You don’t need to be in a PhD program to experience this type of revelation. It’s like waking up in the passenger’s seat on a road trip and realizing you’re bound for Vegas, but you meant to go to Miami – but you’ve been too busy enjoying the pit stops along the way (if I can even say that; I think I can say that).
Of course, what is metaphorical Miami? Where am I actually trying to go? I’ve decided I’m not on the right path, but what is the right path? And where is the next cutover?
I tried to identify what I enjoyed and could see myself doing for the “rest of my life.” I easily settled on three things that weren’t clear answers, but more cardinal directions (a love for nonprofits, public health, and travel).
As I stood on this highway, staring at the west but trying to get back to the east, I wondered if this is what they call a quarter-life crisis.
Society tends to paint such crises as glamorous in an Eat Pray Love, find-yourself perspective, but guess what? Part of these crises is realizing life is not Hollywood. Pumping the brakes on your future is not desirable from the perch of a 401(k), your parents, or when you’re blowing out your 26th birthday candles. It’s fine to have some unknowns, but it is not okay for everything to be unknown.
What do I want to do, Mom and Dad? Heck if I know!

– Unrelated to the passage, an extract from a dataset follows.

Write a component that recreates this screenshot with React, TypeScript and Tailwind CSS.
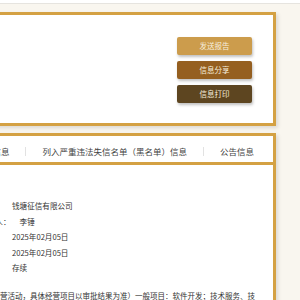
const buttons = [
  { label: "发送报告", className: "bg-[#cc9c4c]" },
  { label: "信息分享", className: "bg-[#955f20]" },
  { label: "信息打印", className: "bg-[#5d4520]" },
];

const tabs = ["行政处罚信息", "列入严重违法失信名单（黑名单）信息", "公告信息"];

const rows = [
  { label: "企业名称：", value: "钱塘征信有限公司" },
  { label: "法定代表人：", value: "李锤" },
  { label: "成立日期：", value: "2025年02月05日" },
  { label: "核准日期：", value: "2025年02月05日" },
  { label: "登记状态：", value: "存续" },
];

export default function App() {
  return (
    <div className="min-h-screen overflow-hidden bg-[#f9f6ef] font-['Noto_Sans_CJK_SC',sans-serif]">
      <div className="h-[4px] bg-white border-b border-[#e6e4df]" />

      <div className="ml-[-100px] w-[376px] pt-[8px]">
        {/* top card with actions */}
        <div className="h-[114px] border-[3px] border-[#d4a143] bg-white shadow-[2px_2px_4px_rgba(0,0,0,0.12)] flex items-center justify-end pr-[21px] pt-[2px]">
          <div className="flex flex-col gap-[6px] w-[75px]">
            {buttons.map((b) => (
              <div
                key={b.label}
                className={`${b.className} h-[18px] rounded-[2px] flex items-center justify-center text-[7.5px] text-[#f6eedc] shadow-[1px_2px_3px_rgba(0,0,0,0.25)]`}
              >
                {b.label}
              </div>
            ))}
          </div>
        </div>

        {/* detail card */}
        <div className="mt-[7px] border-[3px] border-b-0 border-[#d4a143] bg-white shadow-[2px_2px_4px_rgba(0,0,0,0.12)]">
          <div className="h-[29px] pt-[4px] flex items-center justify-end gap-[16px] pr-[19px] text-[8.5px] text-[#444] border-b-[3px] border-[#d4a143] whitespace-nowrap">
            {tabs.map((t, i) => (
              <div key={t} className="flex items-center gap-[16px]">
                {i > 0 && <div className="w-px h-[9px] bg-[#e2e2e2]" />}
                <span>{t}</span>
              </div>
            ))}
          </div>

          <div className="pl-[62px] pr-[12px] pt-[33px] pb-[20px] text-[#333]">
            <div className="flex flex-col text-[7.6px] leading-[15.5px]">
              {rows.map((r) => (
                <div key={r.label} className="flex whitespace-nowrap">
                  <span>{r.label}</span>
                  <span className="ml-[9px]">{r.value}</span>
                </div>
              ))}
            </div>
            <p className="mt-[12px] ml-[5px] text-[7.5px] leading-[15px] break-all">
              可开展经营活动，具体经营项目以审批结果为准）一般项目：软件开发；技术服务、技术开发、技术咨询、技术交流、技术转让、技术推广；信息咨询服务（不含许可类信息咨询服务）。
            </p>
          </div>
        </div>
      </div>
    </div>
  );
}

A few months ago, I battled this same question – I realized this while writing this very blog and remembering the post I wrote. So why am I battling it again? In that piece, I concluded that no one really knows what’s next. I wrote that then, and I believe it now.
In the days following me pulling my car off the highway to Vegas, I’ve begun to recognize everyone else is also in the same crisis. Maybe they’re not as overt, maybe they don’t even know it, but I watch friends struggle with what job they want and who or if they want to marry (by who, it’s usually do I marry a.) current boo thang or b.) someone else who I’ve yet to meet).
I see friends post articles about getting older. People who (seemingly) have it all together like tweets about life falling apart. I also think of the people my age who have kids. I imagine they clutch their forehead once they’re done changing the diaper and think, What am I doing? Even if they love their child and everything else, it’s still okay to question it all and wonder how you got here. (Because what are you doing with a kid?!)
The most pertinent anecdote to me was visiting my friend in Costa Rica. She’s part of the Peace Corps, which is something I’ve long dreamed about doing and waver about pursuing (okay, I really want to do it, but I worry about how it sounds to be 27 and run off to Africa without ever working a 9-5). I met another Peace Corps volunteer who was on her way out, and I asked what she planned on doing. She looked at me and said, “I don’t know.” She joined not knowing, which is one of the Peace Corps’ attractions—you don’t need to know the next step when you enter—and she still didn’t know as she wrapped up.
(Me, too.)
I don’t have much more optimism to offer you than we’re all in this together. We’re all living, we’re all struggling, and most of us are questioning. And the best of us aren’t afraid to pump the brakes and ask what’s next and maybe explore a few side roads. We will survive and maybe even end up in Key West—after we make it to metaphorical Miami, which I hope is a metaphor, because Miami’s too hot. Or maybe we’ll end up in Alberta, Canada, but we won’t even miss Miami.
At least I tell myself all this. So, I’m going to get back on the highway, I’m going to make it Denver (that’s where I metaphorically finish my PhD), and then I’m probably going to turn around and head for Miami. I’m not sure the path, but I know the direction – and that’s better than feeling lost.